The point is only that we, as print professionals, need to educate clients against the “sales speak”.

Those clients being the DESIGNERS, not their clients.
Therein lies the crux of the problem. So-called designers not knowing their craft, and far too many web-bloggists who have no idea what they are talking about. Salesmen are salesmen.* Anyone that doesn’t know that, deserves what they get.

We’re just a voice in the wilderness.

Me? I just do my best on color, being that PITA that calls a designer asking for branding standards rather than CMYK files. I absolutely cherish the customer compliments when they tell me our stuff looks so much better than things they got elsewhere.:sunglasses:

*Edit: There are really good salesmen/women out there that absolutely know their stuff and are honest about their capabilities. They are like sea glass. Find them and stay with them. The ones that don’t know what-from-what will out themselves fairly quickly. The thing with this profession is a tyro designer no longer has any place to learn to tell the good from the bad. They haven’t been taught the color skills, which vary by output method, each re-inventing the wheel as they go.
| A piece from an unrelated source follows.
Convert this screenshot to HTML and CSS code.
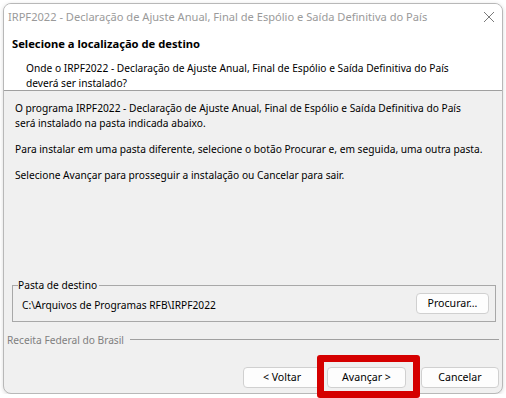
FILE: index.html
```html
<!DOCTYPE html>
<html lang="pt-BR">
<head>
  <meta charset="UTF-8" />
  <title>IRPF2022 - Instalação</title>
  <link rel="stylesheet" href="styles.css">
</head>
<body>

<div class="dialog">
  <div class="titlebar">
    <span class="title">IRPF2022 - Declaração de Ajuste Anual, Final de Espólio e Saída Definitiva do País</span>
    <svg class="close" width="12" height="12" viewBox="0 0 12 12">
      <path d="M1 1 L11 11 M11 1 L1 11" stroke="#7a7a7a" stroke-width="1" fill="none"/>
    </svg>
  </div>

  <div class="header">
    <div class="header-title">Selecione a localização de destino</div>
    <div class="header-sub">Onde o IRPF2022 - Declaração de Ajuste Anual, Final de Espólio e Saída Definitiva do País<br>deverá ser instalado?</div>
  </div>

  <div class="content">
    <div class="text">
      <p>O programa IRPF2022 - Declaração de Ajuste Anual, Final de Espólio e Saída Definitiva do País<br>será instalado na pasta indicada abaixo.</p>
      <p>Para instalar em uma pasta diferente, selecione o botão Procurar e, em seguida, uma outra pasta.</p>
      <p>Selecione Avançar para prosseguir a instalação ou Cancelar para sair.</p>
    </div>

    <fieldset class="group">
      <legend>Pasta de destino</legend>
      <div class="path-row">
        <span class="path">C:\Arquivos de Programas RFB\IRPF2022</span>
        <button class="btn btn-browse">Procurar...</button>
      </div>
    </fieldset>

    <div class="brand">
      <span>Receita Federal do Brasil</span>
      <div class="brand-line"></div>
    </div>

    <div class="buttons">
      <button class="btn">&lt; Voltar</button>
      <button class="btn btn-next">Avançar &gt;</button>
      <button class="btn btn-cancel">Cancelar</button>
    </div>
  </div>
</div>

<div class="highlight"></div>

</body>
</html>
```

FILE: styles.css
```css
html, body {
  margin: 0;
  padding: 0;
  background: white;
  font-family: "Noto Sans", "Open Sans", sans-serif;
  font-size: 10.2px;
  line-height: 15px;
  color: black;
}

.dialog {
  box-sizing: border-box;
  margin: 3px 0 0 3px;
  width: 500px;
  height: 391px;
  border: 1px solid #b8b8b8;
  border-radius: 8px;
  background: #f0f0f0;
  overflow: hidden;
  display: flex;
  flex-direction: column;
  box-shadow: 0 1px 4px rgba(0, 0, 0, 0.15);
}

.titlebar {
  height: 28px;
  background: white;
  display: flex;
  align-items: center;
  padding: 0 7px 0 4px;
}

.title {
  color: #9a9a9a;
  font-size: 11.1px;
  flex: 1;
  white-space: nowrap;
  margin-top: -4px;
}

.close {
  margin-top: -2px;
}

.header {
  background: white;
  border-bottom: 1px solid #a0a0a0;
  box-sizing: border-box;
  height: 59px;
  padding-top: 4px;
}

.header-title {
  font-weight: bold;
  font-size: 11.2px;
  padding-left: 8px;
}

.header-sub {
  margin-top: 10px;
  padding-left: 22px;
  white-space: nowrap;
}

.content {
  flex: 1;
  display: flex;
  flex-direction: column;
  padding-bottom: 5px;
}

.text {
  padding: 10px 10px 0 11px;
}

.text p {
  margin: 0 0 11px 0;
  white-space: nowrap;
}

.group {
  margin: auto 6px 0 8px;
  padding: 0 6px 7px 9px;
  border: 1px solid #a8a8a8;
  border-radius: 0;
}

.group legend {
  margin-left: -4px;
  padding: 0 2px 0 0;
}

.path-row {
  display: flex;
  align-items: center;
  justify-content: space-between;
}

.path {
  padding-top: 4px;
}

.btn {
  font-family: inherit;
  font-size: 10.6px;
  line-height: 15px;
  height: 21px;
  padding: 0;
  background: #fdfdfd;
  color: black;
  border: 1px solid #d0d0d0;
  border-radius: 4px;
}

.btn-browse {
  width: 73px;
}

.brand {
  display: flex;
  align-items: center;
  padding: 0 3px;
  margin-top: 11px;
  color: #7f7f7f;
}

.brand-line {
  flex: 1;
  height: 1px;
  background: #a0a0a0;
  margin: -3px 0 0 6px;
}

.buttons {
  display: flex;
  justify-content: flex-end;
  padding-right: 3px;
  margin-top: 19px;
}

.buttons .btn {
  width: 78px;
}

.buttons .btn-next {
  width: 79px;
  margin-left: 6px;
}

.buttons .btn-cancel {
  margin-left: 15px;
}

.highlight {
  position: absolute;
  left: 317px;
  top: 355px;
  width: 103px;
  height: 43px;
  box-sizing: border-box;
  border: 7px solid #d50000;
  border-radius: 3px;
}
```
Yeah, you know what you’re doing and I know that too. Sometimes when I make posts, they head off into tangents due to the increasing levels of detail that a complete answer requires. Often the explanations about the exceptions probably confuse the much simpler answer that could have been given and would have been accurate in 98+ percent of cases anyway.

For example, if someone asked, is it OK build a final print layout in Photoshop. The easy answer would be “NO”. The longer answer would be, “Not usually, but…”

Then again, that’s what follow-up posts are for. They can fill in the details instead of jamming it all into one post that few people have the patience to read through.

Thanks Just-B, I get the same advice at work. I am very aware of my inability to be concise.

I guess my “thing” is that if someone understands why or how something happens, they will work on a solution and learn, as opposed to just getting paint-by-numbers solution to their present problem.

I need to stop trying to teach and learn to simply help more.